MCN: How does your membership in NASA affect your buying strategy and your relationship with suppliers?

Prine: Because of our relationship with NASA suppliers, we have a strong belief that we should buy from them. We have made that long-term commitment.

Harrington: Our relationship with our NASA suppliers has become increasingly important to us as we work through this challenging time. I actually have gotten closer to our NASA suppliers during this period.

Garcia: One huge asset of NASA is the information exchange. While I’m down in Miami, I can always get on the phone and call another NASA member in North Carolina or Philadelphia or Detroit and compare notes on the market. You don’t feel alone; you are fighting together to climb out of this.

Harrington: There is this NASA community that is hard to describe. I am real proud of the way this whole community has developed. You can pick up that phone and call any number of members. The information-sharing is invaluable to my company.

Costantini: Joining this group is probably one of the best things we’ve ever done for our company. We have relationships with suppliers we’ve never seen before.

Dabney: This is the only industry in the world where the supplier and distribution arms are at adversarial odds with each other at times. That has been eliminated in this community. As NASA members say, now is the time to try to help suppliers through this tough period. That is the cooperative effort you don’t often get from other customers. When times get tough, sometimes the boxing gloves come off and things can get bloody. But if we work in a sane cooperative manner, we can get through this together.

Donovan: Being a part of NASA, there is safety in numbers. There is always a lot of fear in bad markets about supplier loyalty. One of the intangibles of membership is the fact that there is a very high level of commitment among NASA suppliers to the community, and vice versa.

Kane: Given the current environment, I could not imagine what business would be like if I was not part of this community. It would be a lot scarier proposition for a small company like mine.

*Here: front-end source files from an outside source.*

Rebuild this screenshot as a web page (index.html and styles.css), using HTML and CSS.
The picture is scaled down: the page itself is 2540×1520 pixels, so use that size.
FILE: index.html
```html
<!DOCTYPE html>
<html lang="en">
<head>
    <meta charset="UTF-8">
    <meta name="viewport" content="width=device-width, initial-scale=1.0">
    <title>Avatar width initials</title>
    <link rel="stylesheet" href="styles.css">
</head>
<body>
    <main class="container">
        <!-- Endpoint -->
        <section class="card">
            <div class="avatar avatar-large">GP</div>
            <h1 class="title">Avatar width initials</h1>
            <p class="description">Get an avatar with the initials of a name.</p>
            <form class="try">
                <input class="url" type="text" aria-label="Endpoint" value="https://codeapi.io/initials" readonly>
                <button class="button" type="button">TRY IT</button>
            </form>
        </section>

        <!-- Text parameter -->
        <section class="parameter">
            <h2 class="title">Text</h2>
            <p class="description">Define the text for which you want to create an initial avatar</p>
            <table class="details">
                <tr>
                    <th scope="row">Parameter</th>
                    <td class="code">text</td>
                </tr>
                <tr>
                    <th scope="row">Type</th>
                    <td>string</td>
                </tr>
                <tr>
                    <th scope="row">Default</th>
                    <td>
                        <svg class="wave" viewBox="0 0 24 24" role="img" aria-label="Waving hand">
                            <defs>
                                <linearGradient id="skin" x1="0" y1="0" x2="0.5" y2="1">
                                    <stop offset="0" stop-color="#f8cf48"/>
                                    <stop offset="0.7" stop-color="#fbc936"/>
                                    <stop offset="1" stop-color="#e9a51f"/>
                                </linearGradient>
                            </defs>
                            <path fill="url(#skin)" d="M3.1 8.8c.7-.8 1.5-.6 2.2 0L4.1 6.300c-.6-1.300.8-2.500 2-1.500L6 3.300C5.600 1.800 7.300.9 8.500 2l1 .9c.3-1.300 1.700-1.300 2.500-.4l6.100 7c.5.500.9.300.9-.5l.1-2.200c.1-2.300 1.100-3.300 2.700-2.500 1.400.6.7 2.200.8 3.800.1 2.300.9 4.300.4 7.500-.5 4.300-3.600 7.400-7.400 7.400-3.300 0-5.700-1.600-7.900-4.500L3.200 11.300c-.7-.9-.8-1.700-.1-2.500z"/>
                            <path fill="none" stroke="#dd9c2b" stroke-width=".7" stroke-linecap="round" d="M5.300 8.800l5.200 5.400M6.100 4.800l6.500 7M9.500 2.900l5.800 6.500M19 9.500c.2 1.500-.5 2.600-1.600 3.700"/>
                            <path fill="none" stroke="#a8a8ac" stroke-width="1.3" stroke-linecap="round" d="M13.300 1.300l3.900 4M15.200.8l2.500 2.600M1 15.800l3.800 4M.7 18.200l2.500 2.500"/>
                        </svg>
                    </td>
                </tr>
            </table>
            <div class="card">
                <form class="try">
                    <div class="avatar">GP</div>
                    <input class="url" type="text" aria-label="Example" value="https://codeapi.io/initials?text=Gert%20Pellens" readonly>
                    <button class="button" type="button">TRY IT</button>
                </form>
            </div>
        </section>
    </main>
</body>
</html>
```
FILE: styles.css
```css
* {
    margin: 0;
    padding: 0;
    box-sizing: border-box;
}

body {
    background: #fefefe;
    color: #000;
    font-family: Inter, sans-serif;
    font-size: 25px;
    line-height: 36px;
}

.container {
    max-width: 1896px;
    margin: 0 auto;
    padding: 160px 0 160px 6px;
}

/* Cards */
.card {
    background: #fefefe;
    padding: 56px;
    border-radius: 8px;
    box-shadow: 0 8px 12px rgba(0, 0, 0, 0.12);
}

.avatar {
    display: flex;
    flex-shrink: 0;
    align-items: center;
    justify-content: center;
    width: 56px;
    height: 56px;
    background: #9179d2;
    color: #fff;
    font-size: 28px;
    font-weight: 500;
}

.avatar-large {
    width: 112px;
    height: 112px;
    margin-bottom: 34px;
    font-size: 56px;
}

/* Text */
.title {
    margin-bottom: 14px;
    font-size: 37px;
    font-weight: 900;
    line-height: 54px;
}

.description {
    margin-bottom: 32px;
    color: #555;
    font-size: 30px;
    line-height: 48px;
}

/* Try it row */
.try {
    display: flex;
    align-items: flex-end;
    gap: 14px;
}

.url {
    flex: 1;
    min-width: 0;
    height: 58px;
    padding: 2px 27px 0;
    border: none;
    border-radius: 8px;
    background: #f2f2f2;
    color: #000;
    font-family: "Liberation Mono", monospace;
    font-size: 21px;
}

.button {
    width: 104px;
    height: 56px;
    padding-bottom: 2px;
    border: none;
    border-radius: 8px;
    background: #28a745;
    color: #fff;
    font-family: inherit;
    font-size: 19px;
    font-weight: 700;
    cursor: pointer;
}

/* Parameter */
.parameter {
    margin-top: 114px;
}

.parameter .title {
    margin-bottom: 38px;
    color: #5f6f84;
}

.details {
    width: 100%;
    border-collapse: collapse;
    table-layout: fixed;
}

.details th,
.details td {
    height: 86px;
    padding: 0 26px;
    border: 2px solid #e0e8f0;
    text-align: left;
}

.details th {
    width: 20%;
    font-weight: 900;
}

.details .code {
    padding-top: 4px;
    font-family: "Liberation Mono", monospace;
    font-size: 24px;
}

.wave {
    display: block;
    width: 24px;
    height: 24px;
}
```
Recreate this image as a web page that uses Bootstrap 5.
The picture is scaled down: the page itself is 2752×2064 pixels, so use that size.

Sazama: At the end of this tough time, NASA will be around and will be even stronger than it is now. That will be the proof that there is this genuine cooperative relationship.

MCN: Is industry consolidation on hold now or will we see some opportunistic purchases this year?

Kerkvliet: I think mergers and acquisitions will be a continuing trend, but it will depend on liquidity and the ability to finance it, which would be hard to do right now. But there will be a continuing trend toward M&A globally.

Nordhues: It’s hard to get deals done right now, but it will definitely continue in the future. There are two issues today: valuations and credit. How do you value a company right now? What are the assets worth, what’s the A/R worth, what’s the inventory worth? The valuation issue is as problematic as the credit.

Donovan: One difference going forward is that deals among mills may be driven more by product diversification than a desire to get bigger. A lot of M&As in the past were attempts to become dominant in one area. Now I think you will see a trend where mills will want to strengthen several product lines.

MCN: Your employees must be anxious about their jobs. What do you tell them about current business conditions?

Harrington: The truth. We tell them what is really happening.

Prine: We’ve had meetings with all our people in small groups to explain to them what’s going on—as best we know. We’ve had some layoffs, but we try to reassure those remaining that their jobs are secure. We urge them to just worry about doing a good job and let us worry about the rest. You have to be truthful and up front with them.

Terry: This is a really difficult time. People are struggling. You have to remember that employees are impacted in every aspect of their lives. Their 401(k)s have taken a hit. They want to go get a great deal on a new car, yet they can’t get financing. The best advice you can give them is, No. 1, you’ve got to have patience. No. 2, continue doing what you can to the best of your ability. Try not to worry about the things outside your control.

Boswell: We try to make everything transparent to our employees, letting them know where our business is and where we are forecasting it to be. We ask everyone to be outwardly focused on what they can do for the customer. Provide even better service. We also encourage them to celebrate the little victories. You can’t always focus on the doom and gloom. You have to give them time to celebrate.

MCN: What are your predictions for the coming year?

Harrington: An increasing number of companies are not giving forward-looking guidance for obvious reasons. They just don’t know. It is very difficult to say with any degree of certainty what is going to happen. I personally believe that all the stimulus will have a bigger effect, and more quickly, than most people think.

Prine: We’re looking forward to [some positive developments this year], but we really don’t have anything to base that on.

Sennett: It’s not that we are overcautious. We just don’t know.

Nordhues: I think that this year may be OK. As much as we need to worry about our inventory, we also need to worry about the health of our accounts receivable through the course of this year. Our organization will be a lot more cautious this year about the orders we take.

MCN: You mean you will have to say no to some customers if you aren’t confident they can pay?

Nordhues: Absolutely. We’re not going to give steel away. Sometimes you have to walk away.

Dabney: We have lived in the “current day syndrome” all our lives. Whatever business conditions we are experiencing right now, that is all we can see happening for the foreseeable future. Even highly paid economists basically just extrapolate current conditions going forward. We live in a world where, when times are good, we behave like it’s always going to be that way. When times are bad, we pull into our shell and fear it’s always going to be that way. Friends, it’s not. It’s going to change. Nobody knows when or how fast, but it’s going to change.

Kerkvliet: The U.S. economy is one of the most dynamic in the world. It has turned itself around many times. [Unlike during the Great Depression], we’re in the Information Age where things happen (snap) just like that. So who knows, this stimulus package could turn matters overnight. The key is to make sure you are being responsive to the marketplace and your customers, and to give them every opportunity to be successful. If we all do that, we can help turn this economy around in a shorter time than everyone thinks.